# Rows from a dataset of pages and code
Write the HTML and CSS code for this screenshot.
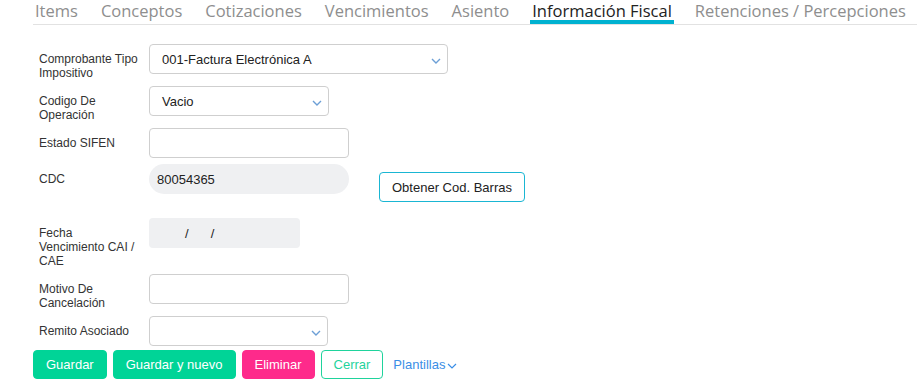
FILE: index.html
```html
<!DOCTYPE html>
<html lang="es">
<head>
<meta charset="utf-8">
<title>Información Fiscal</title>
<link rel="stylesheet" href="styles.css">
</head>
<body>
<div class="page">
  <nav class="tabs">
    <a class="tab">Items</a>
    <a class="tab">Conceptos</a>
    <a class="tab">Cotizaciones</a>
    <a class="tab">Vencimientos</a>
    <a class="tab">Asiento</a>
    <a class="tab active">Información Fiscal</a>
    <a class="tab">Retenciones / Percepciones</a>
  </nav>

  <div class="form">
    <div class="row">
      <label class="lbl">Comprobante Tipo Impositivo</label>
      <div class="field select w299">
        <span class="val">001-Factura Electrónica A</span>
        <svg class="chev" width="10" height="6" viewBox="0 0 10 6"><polyline points="1,1 5,5 9,1" fill="none" stroke="#6c9fd6" stroke-width="1.4"/></svg>
      </div>
    </div>
    <div class="row">
      <label class="lbl">Codigo De Operación</label>
      <div class="field select w180">
        <span class="val">Vacio</span>
        <svg class="chev" width="10" height="6" viewBox="0 0 10 6"><polyline points="1,1 5,5 9,1" fill="none" stroke="#6c9fd6" stroke-width="1.4"/></svg>
      </div>
    </div>
    <div class="row">
      <label class="lbl">Estado SIFEN</label>
      <div class="field w200"></div>
    </div>
    <div class="row row-cdc">
      <label class="lbl">CDC</label>
      <div class="field pill w200"><span class="val">80054365</span></div>
      <button class="btn-outline-cyan">Obtener Cod. Barras</button>
    </div>
    <div class="row">
      <label class="lbl">Fecha Vencimiento CAI / CAE</label>
      <div class="field filled w151"><span class="slash s1">/</span><span class="slash s2">/</span></div>
    </div>
    <div class="row">
      <label class="lbl">Motivo De Cancelación</label>
      <div class="field w200"></div>
    </div>
    <div class="row">
      <label class="lbl">Remito Asociado</label>
      <div class="field select w179">
        <span class="val"></span>
        <svg class="chev" width="10" height="6" viewBox="0 0 10 6"><polyline points="1,1 5,5 9,1" fill="none" stroke="#6c9fd6" stroke-width="1.4"/></svg>
      </div>
    </div>
  </div>

  <div class="actions">
    <button class="btn green">Guardar</button>
    <button class="btn green">Guardar y nuevo</button>
    <button class="btn pink">Eliminar</button>
    <button class="btn outline-green">Cerrar</button>
    <a class="link">Plantillas<svg class="lchev" width="10" height="6" viewBox="0 0 10 6"><polyline points="1,1 5,5 9,1" fill="none" stroke="#3a8ee6" stroke-width="1.2"/></svg></a>
  </div>
</div>
</body>
</html>
```

FILE: styles.css
```css
* { box-sizing: border-box; }
html, body { margin: 0; padding: 0; background: #fff; }
body { font-family: "Liberation Sans", Arial, sans-serif; color: #333; }

.page { padding-left: 33px; }

.tabs {
  display: flex;
  gap: 19px;
  height: 25px;
  border-bottom: 1px solid #e2e2e2;
  font-family: "Open Sans", "Noto Sans", sans-serif;
  font-size: 16.5px;
}
.tab {
  display: block;
  height: 24px;
  padding: 0 2px;
  line-height: 22px;
  color: #8e8e8e;
  white-space: nowrap;
}
.tab.active {
  color: #222;
  box-shadow: inset 0 -4px 0 #00b1d0;
}

.form {
  display: flex;
  flex-direction: column;
  gap: 6px;
  padding-top: 19px;
}
.row { display: flex; align-items: flex-start; }
.row-cdc { margin-bottom: 10px; }

.lbl {
  width: 101px;
  margin-left: 6px;
  margin-right: 9px;
  padding-top: 8px;
  font-size: 12px;
  line-height: 14px;
  color: #333;
}

.field {
  position: relative;
  height: 30px;
  border: 1px solid #cfcfcf;
  border-radius: 4px;
  background: #fff;
  display: flex;
  align-items: center;
  padding-left: 12px;
  font-size: 13px;
  color: #222;
}
.select { justify-content: space-between; padding-right: 6px; }
.chev { margin-top: 3px; }
.pill {
  border: none;
  border-radius: 15px;
  background: #eff0f2;
  padding-left: 8px;
}
.filled {
  border: none;
  background: #eff0f2;
  padding-left: 36px;
}
.slash { font-size: 13px; color: #222; }
.s2 { margin-left: 22px; }

.w299 { width: 299px; }
.w180 { width: 180px; }
.w179 { width: 179px; }
.w200 { width: 200px; }
.w151 { width: 151px; }

.btn-outline-cyan {
  margin-left: 30px;
  margin-top: 8px;
  height: 30px;
  padding: 0 12px;
  border: 1px solid #1ab6d3;
  border-radius: 4px;
  background: #fff;
  font-family: "Liberation Sans", Arial, sans-serif;
  font-size: 13px;
  color: #222;
}

.actions {
  display: flex;
  align-items: center;
  gap: 6px;
  margin-top: 4px;
}
.btn {
  height: 29px;
  padding: 0 12px;
  border: 1px solid transparent;
  border-radius: 4px;
  font-family: "Liberation Sans", Arial, sans-serif;
  font-size: 13px;
  color: #fff;
}
.green { background: #00d497; border-color: #00d497; }
.pink { background: #fe2a8b; border-color: #fe2a8b; }
.outline-green { background: #fff; border-color: #1fd39c; color: #1fd39c; }
.link {
  margin-left: 4px;
  font-size: 13px;
  color: #3a8ee6;
  display: flex;
  align-items: center;
  gap: 2px;
}
.lchev { margin-top: 2px; }
```
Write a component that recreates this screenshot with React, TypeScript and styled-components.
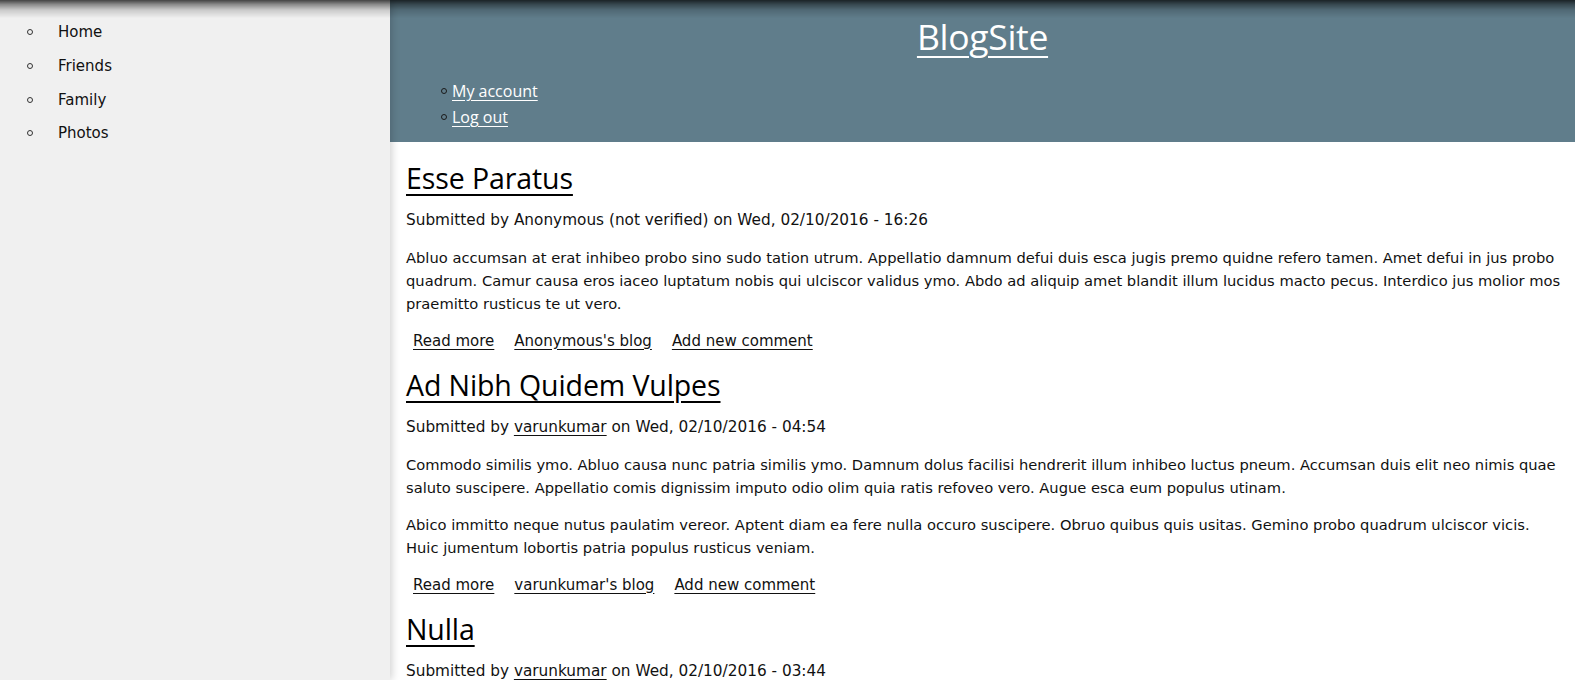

# Task details
From the entries, copy out each line containing the word "Write".

# Output for this exercise
Write the HTML and CSS code for this screenshot.
Write a component that recreates this screenshot with React, TypeScript and styled-components.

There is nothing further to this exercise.